Up to the time of his commencing the study of law with Mr. Putnam, John Adams had resided in Braintree, sharing in the social intercourses of the place, its tea-parties, clubs of young men, visiting and receiving visitors, and all the common civilities of country life. On one occasion, we find him taking tea and spending the evening at Mr. Putnam's, in conversation about Christianity. This was at the time when Adams was studying divinity, and it is evident that he discussed religion and theological subjects with a good deal of interest, since we find that the talk at almost all these meetings turns in that direction. There seems to have been a decided leaning towards speculation and doubt in the minds of many men, on the subject of Christianity, at that day, and we frequently find their opinion very frankly expressed in the "Diary," and left almost without comment by the recorder. He was very fond of chatting with his neighbors over a social cup of tea, sometimes after a day spent in hard study, at other times resting from the fatigues of attending to little affairs about the farm, loading and unloading carts, splitting wood, and doing other chores. He is apt to be a little impatient with himself. He finds it easier to say before going to bed that he will rise at six than to get up when the hour arrives. Several days in the "Diary" bear for sole record – "Dreamed away this day," and once when several had slipped by without any seeming good result, he writes – "Thursday, Friday. I know not what became of these days;" and again – "Friday, Saturday, Sunday, Monday. All spent in absolute idleness, or which is worse, gallanting the girls." The next day – "Tuesday. Sat down and recollected my self, and read a little in Van Muyden, a little in Naval Trade and Commerce."

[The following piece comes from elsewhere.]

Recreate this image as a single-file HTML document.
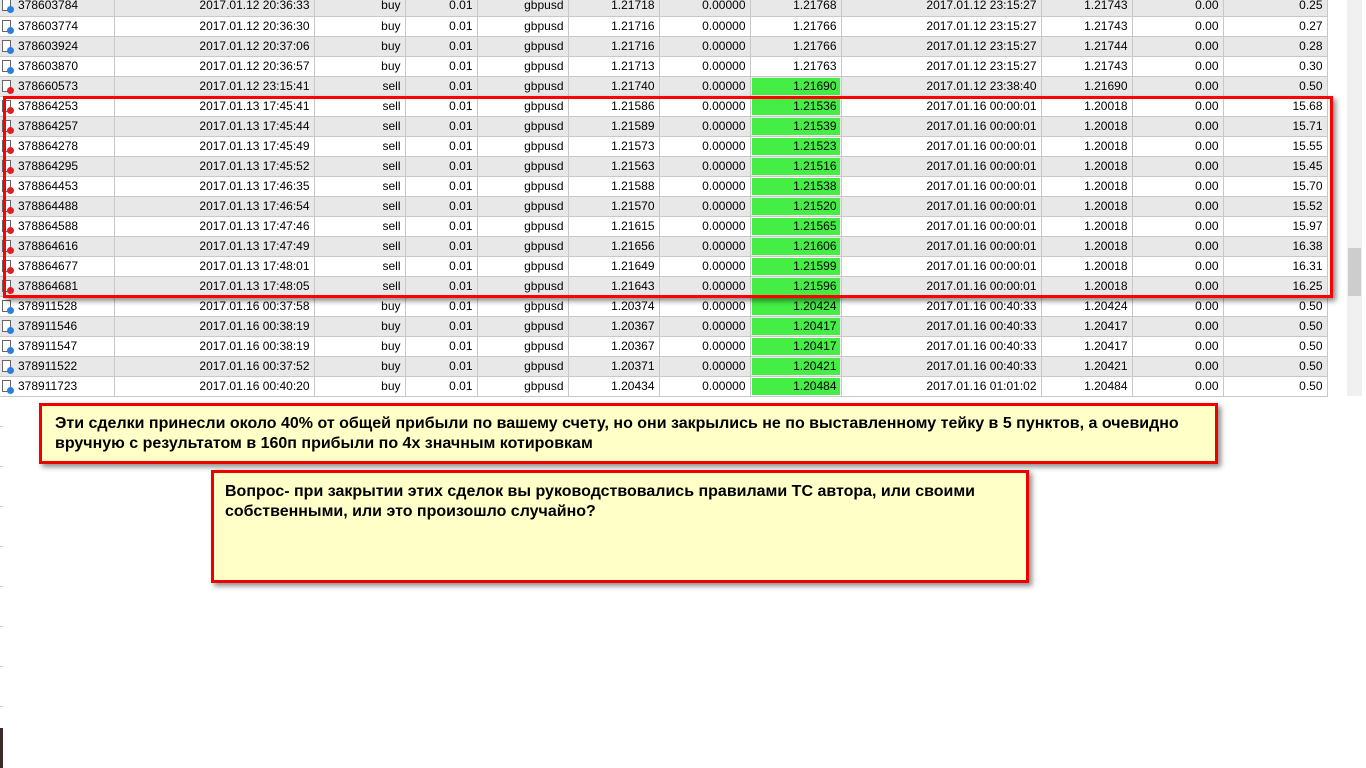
<!DOCTYPE html>
<html><head><meta charset="utf-8"><style>
body{margin:0;width:1366px;height:768px;background:#fff;position:relative;overflow:hidden;font-family:"Liberation Sans",Arial,sans-serif}
table{position:absolute;left:0;top:-4px;border-collapse:collapse;table-layout:fixed;font-size:12px;color:#000}
tr{height:20px}
td{height:20px;padding:0 4px 0 0;border-right:1px solid #c8c8c8;border-bottom:1px solid #c8c8c8;text-align:right;white-space:nowrap;overflow:hidden;box-sizing:border-box;line-height:19px}
tr.g td{background:#e8e8e8}
td.t{text-align:left;padding-left:18px;position:relative}
td.gr{background:#44ee44 !important;box-shadow:inset 0 0 0 1px #fff}
tr.g td.gr{box-shadow:inset 0 0 0 1px #e8e8e8}
.ic{position:absolute;left:2px;top:3px;width:9px;height:12px;border:1px solid #666;background:#fff;box-sizing:border-box}
.ic i{position:absolute;left:4px;top:6px;width:7px;height:7px;border-radius:50%}
.box{position:absolute;border:3px solid #ff0000;box-shadow:3px 3px 5px rgba(0,0,0,.45)}
.note{position:absolute;background:#ffffc8;border:3px solid #ee0000;box-shadow:3px 3px 5px rgba(0,0,0,.45);font-weight:bold;font-size:16px;line-height:20px;box-sizing:border-box;color:#000;white-space:nowrap}
.sb{position:absolute;left:1347px;top:0;width:15px;height:396px;background:#f0f0f0}
.th{position:absolute;left:1348px;top:248px;width:13px;height:48px;background:#cdcdcd}
.tick{position:absolute;left:0;width:3px;height:1px;background:#ccc}
</style></head><body>
<table>
<colgroup><col style="width:114px"><col style="width:200px"><col style="width:91px"><col style="width:72px"><col style="width:91px"><col style="width:91px"><col style="width:91px"><col style="width:91px"><col style="width:200px"><col style="width:91px"><col style="width:91px"><col style="width:104px"></colgroup>
<tr class="g"><td class="t"><span class="ic"><i style="background:#2a7fe0"></i></span>378603784</td><td>2017.01.12 20:36:33</td><td>buy</td><td>0.01</td><td>gbpusd</td><td>1.21718</td><td>0.00000</td><td>1.21768</td><td>2017.01.12 23:15:27</td><td>1.21743</td><td>0.00</td><td>0.25</td></tr>
<tr><td class="t"><span class="ic"><i style="background:#2a7fe0"></i></span>378603774</td><td>2017.01.12 20:36:30</td><td>buy</td><td>0.01</td><td>gbpusd</td><td>1.21716</td><td>0.00000</td><td>1.21766</td><td>2017.01.12 23:15:27</td><td>1.21743</td><td>0.00</td><td>0.27</td></tr>
<tr class="g"><td class="t"><span class="ic"><i style="background:#2a7fe0"></i></span>378603924</td><td>2017.01.12 20:37:06</td><td>buy</td><td>0.01</td><td>gbpusd</td><td>1.21716</td><td>0.00000</td><td>1.21766</td><td>2017.01.12 23:15:27</td><td>1.21744</td><td>0.00</td><td>0.28</td></tr>
<tr><td class="t"><span class="ic"><i style="background:#2a7fe0"></i></span>378603870</td><td>2017.01.12 20:36:57</td><td>buy</td><td>0.01</td><td>gbpusd</td><td>1.21713</td><td>0.00000</td><td>1.21763</td><td>2017.01.12 23:15:27</td><td>1.21743</td><td>0.00</td><td>0.30</td></tr>
<tr class="g"><td class="t"><span class="ic"><i style="background:#e02020"></i></span>378660573</td><td>2017.01.12 23:15:41</td><td>sell</td><td>0.01</td><td>gbpusd</td><td>1.21740</td><td>0.00000</td><td class="gr">1.21690</td><td>2017.01.12 23:38:40</td><td>1.21690</td><td>0.00</td><td>0.50</td></tr>
<tr><td class="t"><span class="ic"><i style="background:#e02020"></i></span>378864253</td><td>2017.01.13 17:45:41</td><td>sell</td><td>0.01</td><td>gbpusd</td><td>1.21586</td><td>0.00000</td><td class="gr">1.21536</td><td>2017.01.16 00:00:01</td><td>1.20018</td><td>0.00</td><td>15.68</td></tr>
<tr class="g"><td class="t"><span class="ic"><i style="background:#e02020"></i></span>378864257</td><td>2017.01.13 17:45:44</td><td>sell</td><td>0.01</td><td>gbpusd</td><td>1.21589</td><td>0.00000</td><td class="gr">1.21539</td><td>2017.01.16 00:00:01</td><td>1.20018</td><td>0.00</td><td>15.71</td></tr>
<tr><td class="t"><span class="ic"><i style="background:#e02020"></i></span>378864278</td><td>2017.01.13 17:45:49</td><td>sell</td><td>0.01</td><td>gbpusd</td><td>1.21573</td><td>0.00000</td><td class="gr">1.21523</td><td>2017.01.16 00:00:01</td><td>1.20018</td><td>0.00</td><td>15.55</td></tr>
<tr class="g"><td class="t"><span class="ic"><i style="background:#e02020"></i></span>378864295</td><td>2017.01.13 17:45:52</td><td>sell</td><td>0.01</td><td>gbpusd</td><td>1.21563</td><td>0.00000</td><td class="gr">1.21516</td><td>2017.01.16 00:00:01</td><td>1.20018</td><td>0.00</td><td>15.45</td></tr>
<tr><td class="t"><span class="ic"><i style="background:#e02020"></i></span>378864453</td><td>2017.01.13 17:46:35</td><td>sell</td><td>0.01</td><td>gbpusd</td><td>1.21588</td><td>0.00000</td><td class="gr">1.21538</td><td>2017.01.16 00:00:01</td><td>1.20018</td><td>0.00</td><td>15.70</td></tr>
<tr class="g"><td class="t"><span class="ic"><i style="background:#e02020"></i></span>378864488</td><td>2017.01.13 17:46:54</td><td>sell</td><td>0.01</td><td>gbpusd</td><td>1.21570</td><td>0.00000</td><td class="gr">1.21520</td><td>2017.01.16 00:00:01</td><td>1.20018</td><td>0.00</td><td>15.52</td></tr>
<tr><td class="t"><span class="ic"><i style="background:#e02020"></i></span>378864588</td><td>2017.01.13 17:47:46</td><td>sell</td><td>0.01</td><td>gbpusd</td><td>1.21615</td><td>0.00000</td><td class="gr">1.21565</td><td>2017.01.16 00:00:01</td><td>1.20018</td><td>0.00</td><td>15.97</td></tr>
<tr class="g"><td class="t"><span class="ic"><i style="background:#e02020"></i></span>378864616</td><td>2017.01.13 17:47:49</td><td>sell</td><td>0.01</td><td>gbpusd</td><td>1.21656</td><td>0.00000</td><td class="gr">1.21606</td><td>2017.01.16 00:00:01</td><td>1.20018</td><td>0.00</td><td>16.38</td></tr>
<tr><td class="t"><span class="ic"><i style="background:#e02020"></i></span>378864677</td><td>2017.01.13 17:48:01</td><td>sell</td><td>0.01</td><td>gbpusd</td><td>1.21649</td><td>0.00000</td><td class="gr">1.21599</td><td>2017.01.16 00:00:01</td><td>1.20018</td><td>0.00</td><td>16.31</td></tr>
<tr class="g"><td class="t"><span class="ic"><i style="background:#e02020"></i></span>378864681</td><td>2017.01.13 17:48:05</td><td>sell</td><td>0.01</td><td>gbpusd</td><td>1.21643</td><td>0.00000</td><td class="gr">1.21596</td><td>2017.01.16 00:00:01</td><td>1.20018</td><td>0.00</td><td>16.25</td></tr>
<tr><td class="t"><span class="ic"><i style="background:#2a7fe0"></i></span>378911528</td><td>2017.01.16 00:37:58</td><td>buy</td><td>0.01</td><td>gbpusd</td><td>1.20374</td><td>0.00000</td><td class="gr">1.20424</td><td>2017.01.16 00:40:33</td><td>1.20424</td><td>0.00</td><td>0.50</td></tr>
<tr class="g"><td class="t"><span class="ic"><i style="background:#2a7fe0"></i></span>378911546</td><td>2017.01.16 00:38:19</td><td>buy</td><td>0.01</td><td>gbpusd</td><td>1.20367</td><td>0.00000</td><td class="gr">1.20417</td><td>2017.01.16 00:40:33</td><td>1.20417</td><td>0.00</td><td>0.50</td></tr>
<tr><td class="t"><span class="ic"><i style="background:#2a7fe0"></i></span>378911547</td><td>2017.01.16 00:38:19</td><td>buy</td><td>0.01</td><td>gbpusd</td><td>1.20367</td><td>0.00000</td><td class="gr">1.20417</td><td>2017.01.16 00:40:33</td><td>1.20417</td><td>0.00</td><td>0.50</td></tr>
<tr class="g"><td class="t"><span class="ic"><i style="background:#2a7fe0"></i></span>378911522</td><td>2017.01.16 00:37:52</td><td>buy</td><td>0.01</td><td>gbpusd</td><td>1.20371</td><td>0.00000</td><td class="gr">1.20421</td><td>2017.01.16 00:40:33</td><td>1.20421</td><td>0.00</td><td>0.50</td></tr>
<tr><td class="t"><span class="ic"><i style="background:#2a7fe0"></i></span>378911723</td><td>2017.01.16 00:40:20</td><td>buy</td><td>0.01</td><td>gbpusd</td><td>1.20434</td><td>0.00000</td><td class="gr">1.20484</td><td>2017.01.16 01:01:02</td><td>1.20484</td><td>0.00</td><td>0.50</td></tr>
</table>
<div class="sb"></div><div class="th"></div>
<div class="box" style="left:3px;top:96px;width:1324px;height:196px"></div>
<div class="tick" style="top:426px"></div><div class="tick" style="top:466px"></div><div class="tick" style="top:506px"></div><div class="tick" style="top:546px"></div><div class="tick" style="top:586px"></div><div class="tick" style="top:626px"></div><div class="tick" style="top:666px"></div><div class="tick" style="top:706px"></div>
<div style="position:absolute;left:0;top:728px;width:3px;height:40px;background:#3a2a2a"></div>
<div class="note" style="left:39px;top:403px;width:1179px;height:61px;padding:8px 0 0 13px">Эти сделки принесли около 40% от общей прибыли по вашему счету, но они закрылись не по выставленному тейку в 5 пунктов, а очевидно<br>вручную с результатом в 160п прибыли по 4х значным котировкам</div>
<div class="note" style="left:211px;top:470px;width:818px;height:113px;padding:9px 0 0 11px">Вопрос- при закрытии этих сделок вы руководствовались правилами ТС автора, или своими<br>собственными, или это произошло случайно?</div>
</body></html>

And so the good seems always leading him on, always eluding him, and playing sad momentary havoc with his peace of mind. But he consents to no doubtful terms with the enemy. He determined to conquer the foes of sloth, inattention, social indulgence, and do his whole duty. With the responsibilities of time came the cure for youthful follies, and his marriage in the thirtieth year of his age, dealt the last fatal blow to all his enemies. In 1764 he thus writes: —
"Here it may be proper to recollect something which makes an article of great importance in the life of every man. I was of an amorous disposition, and, very early, from ten or eleven years of age, was very fond of the society of females. I had my favorites among the young women, and spent many of my evenings in their company; and this disposition, although controlled for seven years after my entrance into college, returned, and engaged me too much till I was married.

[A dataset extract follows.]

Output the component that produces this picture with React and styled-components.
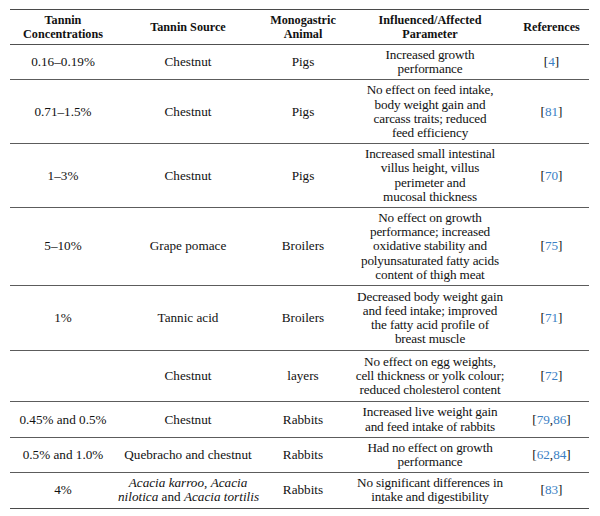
import React from "react";
import styled, { createGlobalStyle } from "styled-components";

const Global = createGlobalStyle`
  html, body { margin: 0; padding: 0; background: #ffffff; }
  body { font-family: "Liberation Serif", "Times New Roman", serif; color: #111; }
`;

const Page = styled.div`
  width: 600px;
  height: 516px;
  padding: 9px 11px 0 10px;
  box-sizing: border-box;
  background: #fff;
`;

const Table = styled.table`
  width: 579px;
  border-collapse: collapse;
  table-layout: fixed;
  border-top: 1.5px solid #4a4a4a;
  border-bottom: 1.5px solid #4a4a4a;
`;

const HeadCell = styled.th`
  font-weight: bold;
  font-size: 12.2px;
  line-height: 14px;
  padding: 3px 2px 3px;
  text-align: center;
  vertical-align: middle;
  border-bottom: 1px solid #505050;
  white-space: nowrap;
  color: #111;
`;

const Row = styled.tr`
  border-bottom: 1px solid #5c5c5c;
  &:last-child { border-bottom: none; }
`;

const Cell = styled.td`
  font-size: 13.2px;
  line-height: 14.2px;
  padding: ${(p) => (p.$extra ? `${3 + p.$extra}px 2px` : "3px 2px")};
  text-align: center;
  vertical-align: middle;
  white-space: nowrap;
  letter-spacing: ${(p) => (p.$tight ? "-0.15px" : "0")};
`;

const RefLink = styled.span`
  color: #3b7fc4;
`;

const Bracket = styled.span`
  color: #111;
`;

const Lines = ({ lines }) =>
  lines.map((l, i) => (
    <React.Fragment key={i}>
      {i > 0 && <br />}
      {l}
    </React.Fragment>
  ));

const Refs = ({ nums }) => (
  <>
    <Bracket>[</Bracket>
    {nums.map((n, i) => (
      <React.Fragment key={n}>
        {i > 0 && <Bracket>,</Bracket>}
        <RefLink>{n}</RefLink>
      </React.Fragment>
    ))}
    <Bracket>]</Bracket>
  </>
);

const rows = [
  { conc: "0.16–0.19%", source: ["Chestnut"], animal: "Pigs", param: ["Increased growth", "performance"], refs: ["4"] },
  { conc: "0.71–1.5%", source: ["Chestnut"], animal: "Pigs", param: ["No effect on feed intake,", "body weight gain and", "carcass traits; reduced", "feed efficiency"], refs: ["81"] },
  { conc: "1–3%", source: ["Chestnut"], animal: "Pigs", param: ["Increased small intestinal", "villus height, villus", "perimeter and", "mucosal thickness"], refs: ["70"] },
  { conc: "5–10%", source: ["Grape pomace"], animal: "Broilers", param: ["No effect on growth", "performance; increased", "oxidative stability and", "polyunsaturated fatty acids", "content of thigh meat"], refs: ["75"] },
  { conc: "1%", source: ["Tannic acid"], animal: "Broilers", param: ["Decreased body weight gain", "and feed intake; improved", "the fatty acid profile of", "breast muscle"], refs: ["71"], extra: 0.5 },
  { conc: "", source: ["Chestnut"], animal: "layers", param: ["No effect on egg weights,", "cell thickness or yolk colour;", "reduced cholesterol content"], refs: ["72"], extra: 1 },
  { conc: "0.45% and 0.5%", source: ["Chestnut"], animal: "Rabbits", param: ["Increased live weight gain", "and feed intake of rabbits"], refs: ["79", "86"] },
  { conc: "0.5% and 1.0%", source: ["Quebracho and chestnut"], animal: "Rabbits", param: ["Had no effect on growth", "performance"], refs: ["62", "84"] },
  {
    conc: "4%",
    source: [
      <><i>Acacia karroo</i>, <i>Acacia</i></>,
      <><i>nilotica</i> and <i>Acacia tortilis</i></>,
    ],
    animal: "Rabbits",
    param: ["No significant differences in", "intake and digestibility"],
    refs: ["83"],
  },
];

export default function App() {
  return (
    <Page>
      <Global />
      <Table>
        <colgroup>
          <col style={{ width: 106 }} />
          <col style={{ width: 144 }} />
          <col style={{ width: 86 }} />
          <col style={{ width: 168 }} />
          <col style={{ width: 75 }} />
        </colgroup>
        <thead>
          <tr>
            <HeadCell>Tannin<br />Concentrations</HeadCell>
            <HeadCell>Tannin Source</HeadCell>
            <HeadCell>Monogastric<br />Animal</HeadCell>
            <HeadCell>Influenced/Affected<br />Parameter</HeadCell>
            <HeadCell>References</HeadCell>
          </tr>
        </thead>
        <tbody>
          {rows.map((r, i) => (
            <Row key={i}>
              <Cell $extra={r.extra}>{r.conc}</Cell>
              <Cell $extra={r.extra}><Lines lines={r.source} /></Cell>
              <Cell $extra={r.extra}>{r.animal}</Cell>
              <Cell $extra={r.extra} $tight><Lines lines={r.param} /></Cell>
              <Cell $extra={r.extra}><Refs nums={r.refs} /></Cell>
            </Row>
          ))}
        </tbody>
      </Table>
    </Page>
  );
}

"I shall draw no characters, nor give any enumeration of my youthful flames. It would be considered as no compliment to the dead or the living. This I will say: – they were all modest and virtuous girls, and always maintained their character through life. No virgin or matron ever had cause to blush at the sight of me, or to regret her acquaintance with me. No father, brother, son, or friend, ever had cause of grief or resentment for any intercourse between me and any daughter, sister, mother, or any relation of the female sex. These reflections, to me consolatory beyond all expression, I am able to make with truth and sincerity; and I presume I am indebted for this blessing to my education.

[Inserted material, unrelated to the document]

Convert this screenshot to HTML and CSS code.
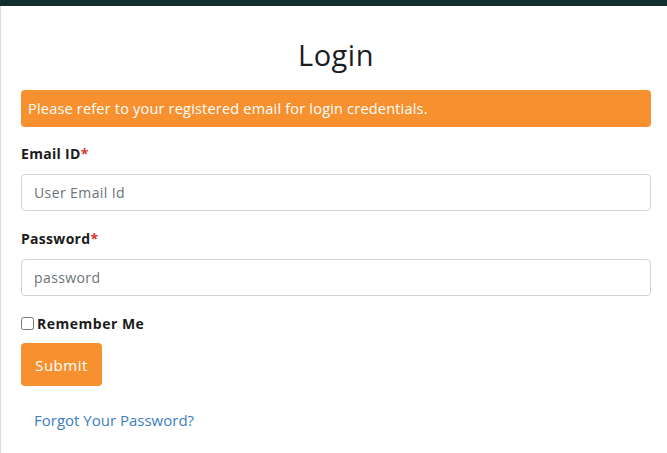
FILE: index.html
```html
<!DOCTYPE html>
<html>
<head>
<meta charset="utf-8">
<link rel="stylesheet" href="styles.css">
</head>
<body>
<div class="topbar"></div>
<main class="card">
  <h1 class="title">Login</h1>
  <div class="alert">Please refer to your registered email for login credentials.</div>
  <form class="form">
    <label class="label label-first" for="email">Email ID<span class="req">*</span></label>
    <input class="input" id="email" type="text" placeholder="User Email Id">
    <label class="label" for="pw">Password<span class="req">*</span></label>
    <input class="input" id="pw" type="password" placeholder="password">
    <label class="remember"><input type="checkbox" class="check"> Remember Me</label>
    <div><button type="button" class="btn">Submit</button></div>
    <div class="forgot-row"><a class="forgot" href="#">Forgot Your Password?</a></div>
  </form>
</main>
</body>
</html>
```
FILE: styles.css
```css
html, body { margin: 0; padding: 0; background: #fff; }
body { font-family: "Open Sans", "Noto Sans", sans-serif; color: #212529; }
.topbar { height: 6px; background: #112f2c; }
.card {
  border-left: 1px solid #dcdcdc;
  padding: 0 16px 0 20px;
  min-height: 447px;
  box-sizing: border-box;
}
.title {
  margin: 0;
  padding-top: 30px;
  text-align: center;
  font-size: 29px;
  font-weight: 500;
  letter-spacing: 0.5px;
  line-height: 38px;
  color: #1d1d1f;
}
.alert {
  margin-top: 16px;
  background: #f7912f;
  color: #fff;
  border-radius: 4px;
  height: 37px;
  box-sizing: border-box;
  padding: 0 7px;
  display: flex;
  align-items: center;
  font-size: 14.5px;
  letter-spacing: 0.2px;
}
.form { display: flex; flex-direction: column; }
.label {
  margin-top: 18px;
  font-weight: 700;
  font-size: 14px;
  letter-spacing: 0.3px;
  line-height: 20px;
  color: #1b1b1b;
}
.label-first { margin-top: 17px; }
.req { color: #d9342b; }
.input {
  margin-top: 10px;
  height: 37px;
  box-sizing: border-box;
  border: 1px solid #cfd4da;
  border-radius: 4px;
  padding: 0 12px;
  font-family: inherit;
  font-size: 14px;
  letter-spacing: 0.4px;
  color: #495057;
}
.input::placeholder { color: #6c737a; }
.remember {
  margin-top: 17px;
  height: 20px;
  display: flex;
  align-items: center;
  gap: 3px;
  font-weight: 700;
  font-size: 14px;
  letter-spacing: 0.5px;
  color: #1b1b1b;
}
.check { margin: 0; width: 13px; height: 13px; }
.btn {
  margin-top: 10px;
  width: 81px;
  height: 43px;
  background: #f7912f;
  color: #fff;
  border: none;
  border-radius: 4px;
  font-family: inherit;
  font-size: 15px;
  letter-spacing: 0.5px;
}
.forgot-row { margin-top: 24px; padding-left: 13px; line-height: 20px; }
.forgot {
  color: #3d7ebf;
  text-decoration: none;
  font-size: 15px;
}
```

"I passed the summer of 1764 in attending courts and pursuing my studies, with some amusement on my little farm, to which I was frequently making additions, until the fall, when, on the 25th of October, I was married to Miss Smith, second daughter of the Rev. William Smith, minister of Weymouth, granddaughter of the Hon. John Quincy, of Braintree, a connection which has been the source of all my felicity, although a sense of duty, which forced me away from her and my children for so many years, produced all the griefs of my heart and all that I esteem real afflictions in life."[4 - The Works of John Adams – Vol. II., p. 145.]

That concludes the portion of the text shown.